- _Provided material_
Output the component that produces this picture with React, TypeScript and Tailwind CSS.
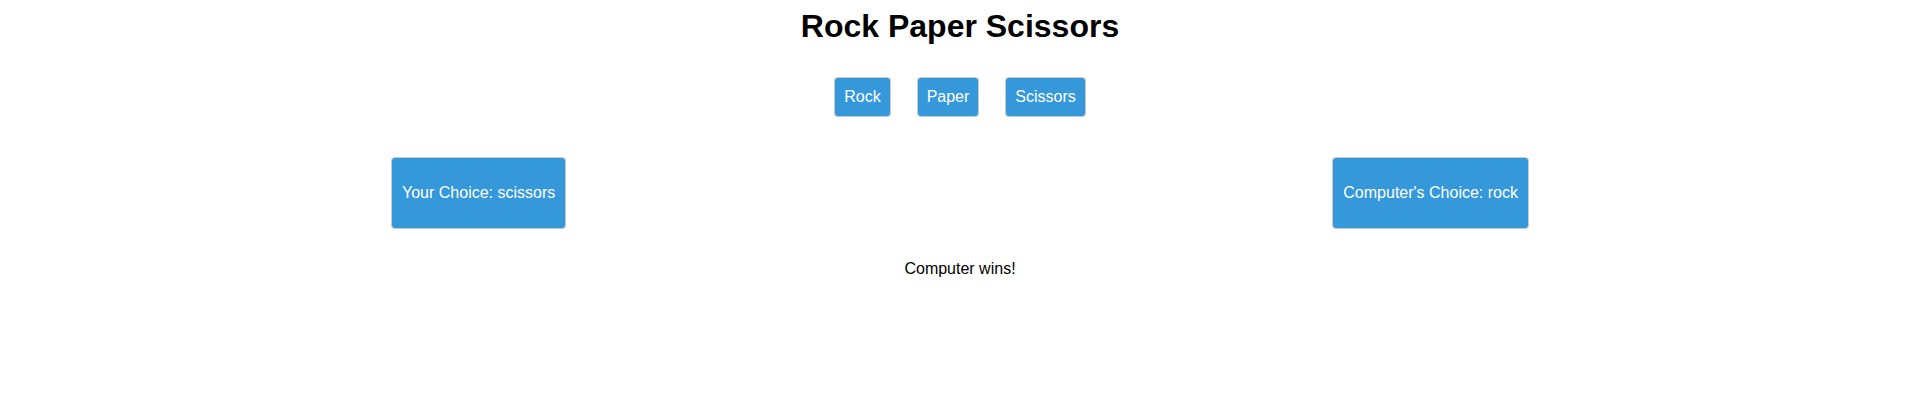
import React from "react";

const choices = ["Rock", "Paper", "Scissors"];

export default function App() {
  return (
    <div className="min-h-[411px] bg-white px-[8px] pt-[8px] font-['Liberation_Sans',Arial,sans-serif] text-black">
      <h1 className="text-center text-[32px] font-bold leading-[37px]">
        Rock Paper Scissors
      </h1>

      {/* choice buttons */}
      <div className="mt-[32px] flex justify-center gap-[26px]">
        {choices.map((c) => (
          <button
            key={c}
            className="h-[40px] rounded-[4px] border border-[#c8c8c8] bg-[#3498db] px-[9px] text-[16px] leading-[18px] text-white"
          >
            {c}
          </button>
        ))}
      </div>

      {/* picks */}
      <div className="mt-[40px] flex justify-around">
        <div className="flex h-[72px] items-center rounded-[4px] border border-[#c8c8c8] bg-[#3498db] px-[10px] text-[16px] leading-[18px] text-white">
          Your Choice: scissors
        </div>
        <div className="flex h-[72px] items-center rounded-[4px] border border-[#c8c8c8] bg-[#3498db] px-[10px] text-[16px] leading-[18px] text-white">
          Computer's Choice: rock
        </div>
      </div>

      <p className="mt-[31px] text-center text-[16px] leading-[18px]">
        Computer wins!
      </p>
    </div>
  );
}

- _What you have to do_
Your task is to repeat the data above exactly while excluding the pictures.

- _Result of this task_
Output the component that produces this picture with React, TypeScript and Tailwind CSS.
import React from "react";

const choices = ["Rock", "Paper", "Scissors"];

export default function App() {
  return (
    <div className="min-h-[411px] bg-white px-[8px] pt-[8px] font-['Liberation_Sans',Arial,sans-serif] text-black">
      <h1 className="text-center text-[32px] font-bold leading-[37px]">
        Rock Paper Scissors
      </h1>

      {/* choice buttons */}
      <div className="mt-[32px] flex justify-center gap-[26px]">
        {choices.map((c) => (
          <button
            key={c}
            className="h-[40px] rounded-[4px] border border-[#c8c8c8] bg-[#3498db] px-[9px] text-[16px] leading-[18px] text-white"
          >
            {c}
          </button>
        ))}
      </div>

      {/* picks */}
      <div className="mt-[40px] flex justify-around">
        <div className="flex h-[72px] items-center rounded-[4px] border border-[#c8c8c8] bg-[#3498db] px-[10px] text-[16px] leading-[18px] text-white">
          Your Choice: scissors
        </div>
        <div className="flex h-[72px] items-center rounded-[4px] border border-[#c8c8c8] bg-[#3498db] px-[10px] text-[16px] leading-[18px] text-white">
          Computer's Choice: rock
        </div>
      </div>

      <p className="mt-[31px] text-center text-[16px] leading-[18px]">
        Computer wins!
      </p>
    </div>
  );
}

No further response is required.